Write out the material exactly, without any of its pictures.

→ **Information provided**
★ ★ ★ ★

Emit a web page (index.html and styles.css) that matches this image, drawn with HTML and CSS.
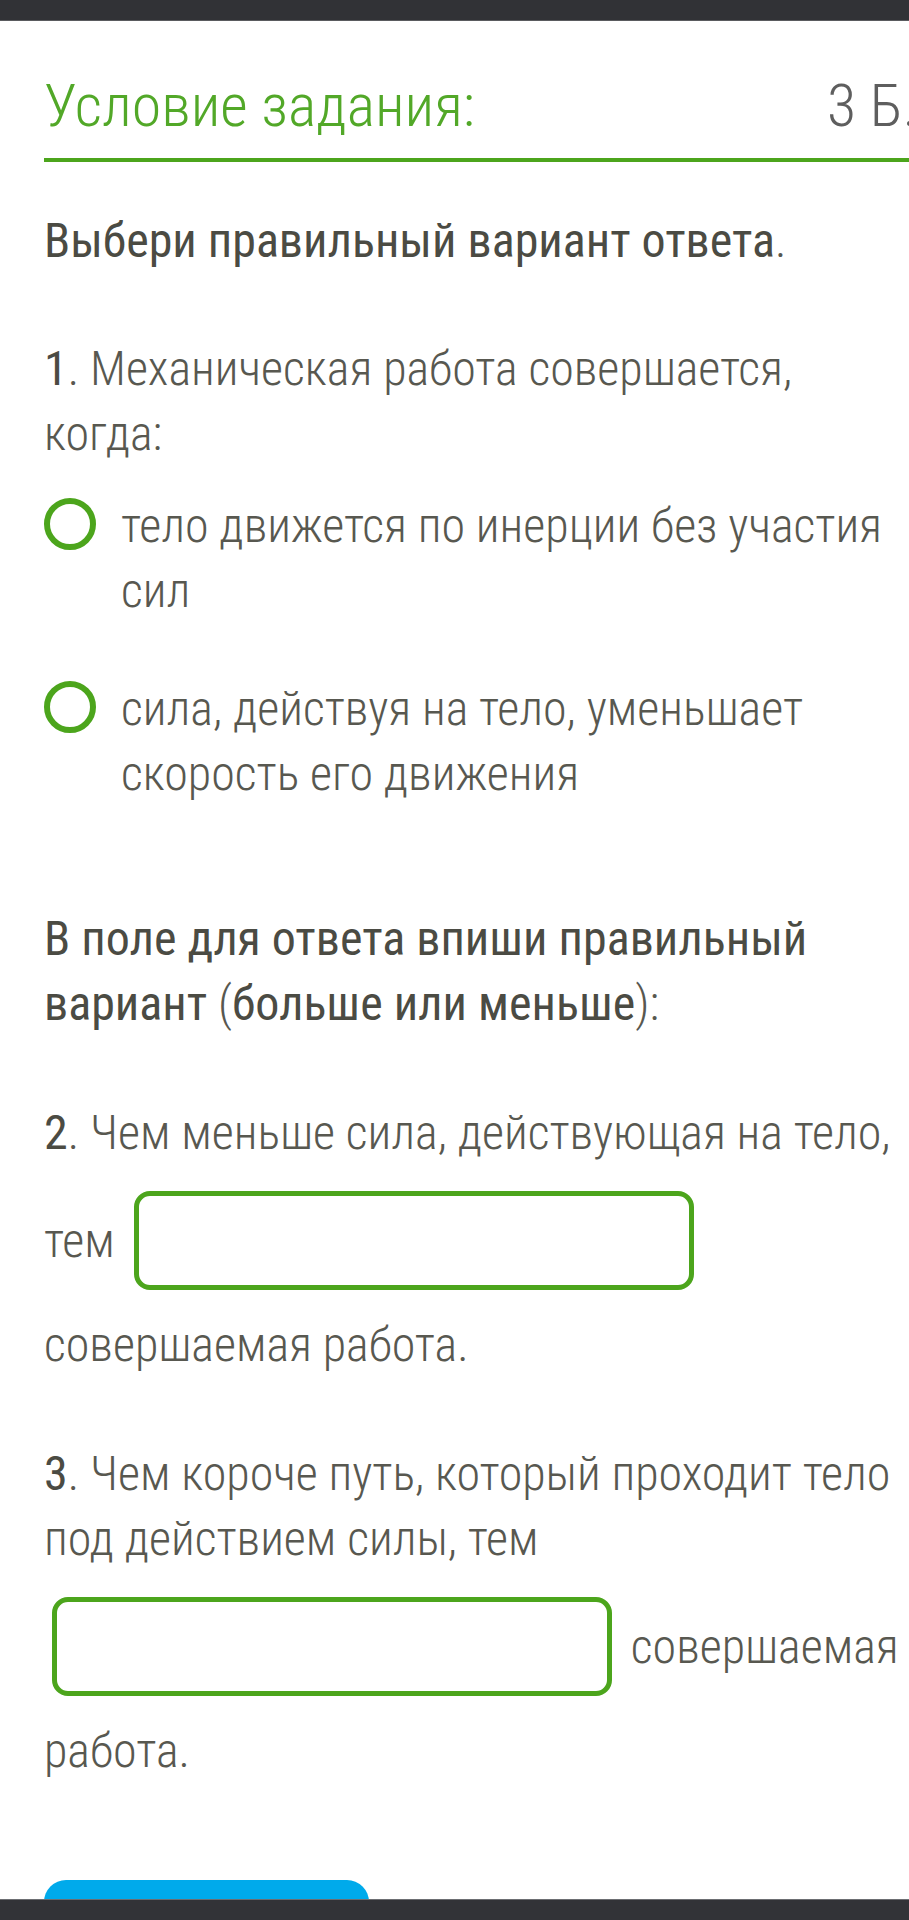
FILE: index.html
```html
<!DOCTYPE html>
<html lang="ru">
<head>
    <meta charset="UTF-8">
    <meta name="viewport" content="width=device-width, initial-scale=1.0">
    <title>Условие задания</title>
    <link rel="stylesheet" href="styles.css">
</head>
<body>
    <div class="topbar"></div>
    <div class="task">
        <div class="task-head">
            <h1>Условие задания:</h1>
            <span class="points">3 Б.</span>
        </div>

        <p class="instr"><b>Выбери правильный вариант ответа</b>.</p>

        <p class="question q-first"><b>1</b>. Механическая работа совершается, когда:</p>
        <ul class="options">
            <li><span class="radio"></span><span>тело движется по инерции без участия сил</span></li>
            <li><span class="radio"></span><span>сила, действуя на тело, уменьшает скорость его движения</span></li>
        </ul>

        <p class="instr instr-second"><b>В поле для ответа впиши правильный вариант</b> (<b>больше или меньше</b>):</p>

        <p class="question"><b>2</b>. Чем меньше сила, действующая на тело, тем <input type="text" class="answer"> совершаемая работа.</p>
        <p class="question"><b>3</b>. Чем короче путь, который проходит тело под действием силы, тем <input type="text" class="answer"> совершаемая работа.</p>

        <button class="check" aria-label="Ответить"></button>
    </div>
    <div class="bottombar"></div>
</body>
</html>
```

FILE: styles.css
```css
body { margin: 0; background: #fff; overflow-x: hidden; font-family: "Roboto Condensed", Roboto, sans-serif; font-weight: 300; color: #585850; }
.topbar { height: 20px; background: #313236; border-bottom: 1px solid #5a5b5f; }
.bottombar { position: fixed; left: 0; right: 0; bottom: 0; height: 20px; background: #323337; border-top: 1px solid #6c6e72; }
.task { width: 868px; margin: 50px 0 0 44px; font-size: 48px; line-height: 65px; }
.task-head { display: flex; justify-content: space-between; align-items: baseline; padding-bottom: 18px; border-bottom: 4px solid #4ca51c; }
h1 { margin: 0; font-size: 60px; line-height: 69px; font-weight: 300; color: #52a828; }
.points { margin-right: -5px; font-size: 60px; line-height: 69px; color: #5e5e5e; }
b { font-weight: 400; color: #4b4b43; }
p { margin: 0; }
.instr { margin-top: 46px; }
.instr-second { margin-top: 100px; }
.question { margin-top: 64px; }
.q-first { margin-top: 63px; }
.options { list-style: none; margin: 27px 0 0; padding: 0; display: flex; flex-direction: column; gap: 53px; }
.options li { display: flex; align-items: flex-start; gap: 25px; }
.radio { flex: none; width: 52px; height: 52px; box-sizing: border-box; margin-top: 5px; border: 6px solid #4ca51c; border-radius: 50%; }
.answer { width: 560px; height: 99px; box-sizing: border-box; margin: 26px 8px 22px; padding: 0 16px; border: 5px solid #4ca51c; border-radius: 16px; font: inherit; color: inherit; background: #fff; outline: none; }
.check { display: block; margin-top: 97px; width: 325px; height: 90px; border: none; border-radius: 22px; background: #00aaeb; }
```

★ ★ ★ ★

→ **The output**
Emit a web page (index.html and styles.css) that matches this image, drawn with HTML and CSS.
FILE: index.html
```html
<!DOCTYPE html>
<html lang="ru">
<head>
    <meta charset="UTF-8">
    <meta name="viewport" content="width=device-width, initial-scale=1.0">
    <title>Условие задания</title>
    <link rel="stylesheet" href="styles.css">
</head>
<body>
    <div class="topbar"></div>
    <div class="task">
        <div class="task-head">
            <h1>Условие задания:</h1>
            <span class="points">3 Б.</span>
        </div>

        <p class="instr"><b>Выбери правильный вариант ответа</b>.</p>

        <p class="question q-first"><b>1</b>. Механическая работа совершается, когда:</p>
        <ul class="options">
            <li><span class="radio"></span><span>тело движется по инерции без участия сил</span></li>
            <li><span class="radio"></span><span>сила, действуя на тело, уменьшает скорость его движения</span></li>
        </ul>

        <p class="instr instr-second"><b>В поле для ответа впиши правильный вариант</b> (<b>больше или меньше</b>):</p>

        <p class="question"><b>2</b>. Чем меньше сила, действующая на тело, тем <input type="text" class="answer"> совершаемая работа.</p>
        <p class="question"><b>3</b>. Чем короче путь, который проходит тело под действием силы, тем <input type="text" class="answer"> совершаемая работа.</p>

        <button class="check" aria-label="Ответить"></button>
    </div>
    <div class="bottombar"></div>
</body>
</html>
```

FILE: styles.css
```css
body { margin: 0; background: #fff; overflow-x: hidden; font-family: "Roboto Condensed", Roboto, sans-serif; font-weight: 300; color: #585850; }
.topbar { height: 20px; background: #313236; border-bottom: 1px solid #5a5b5f; }
.bottombar { position: fixed; left: 0; right: 0; bottom: 0; height: 20px; background: #323337; border-top: 1px solid #6c6e72; }
.task { width: 868px; margin: 50px 0 0 44px; font-size: 48px; line-height: 65px; }
.task-head { display: flex; justify-content: space-between; align-items: baseline; padding-bottom: 18px; border-bottom: 4px solid #4ca51c; }
h1 { margin: 0; font-size: 60px; line-height: 69px; font-weight: 300; color: #52a828; }
.points { margin-right: -5px; font-size: 60px; line-height: 69px; color: #5e5e5e; }
b { font-weight: 400; color: #4b4b43; }
p { margin: 0; }
.instr { margin-top: 46px; }
.instr-second { margin-top: 100px; }
.question { margin-top: 64px; }
.q-first { margin-top: 63px; }
.options { list-style: none; margin: 27px 0 0; padding: 0; display: flex; flex-direction: column; gap: 53px; }
.options li { display: flex; align-items: flex-start; gap: 25px; }
.radio { flex: none; width: 52px; height: 52px; box-sizing: border-box; margin-top: 5px; border: 6px solid #4ca51c; border-radius: 50%; }
.answer { width: 560px; height: 99px; box-sizing: border-box; margin: 26px 8px 22px; padding: 0 16px; border: 5px solid #4ca51c; border-radius: 16px; font: inherit; color: inherit; background: #fff; outline: none; }
.check { display: block; margin-top: 97px; width: 325px; height: 90px; border: none; border-radius: 22px; background: #00aaeb; }
```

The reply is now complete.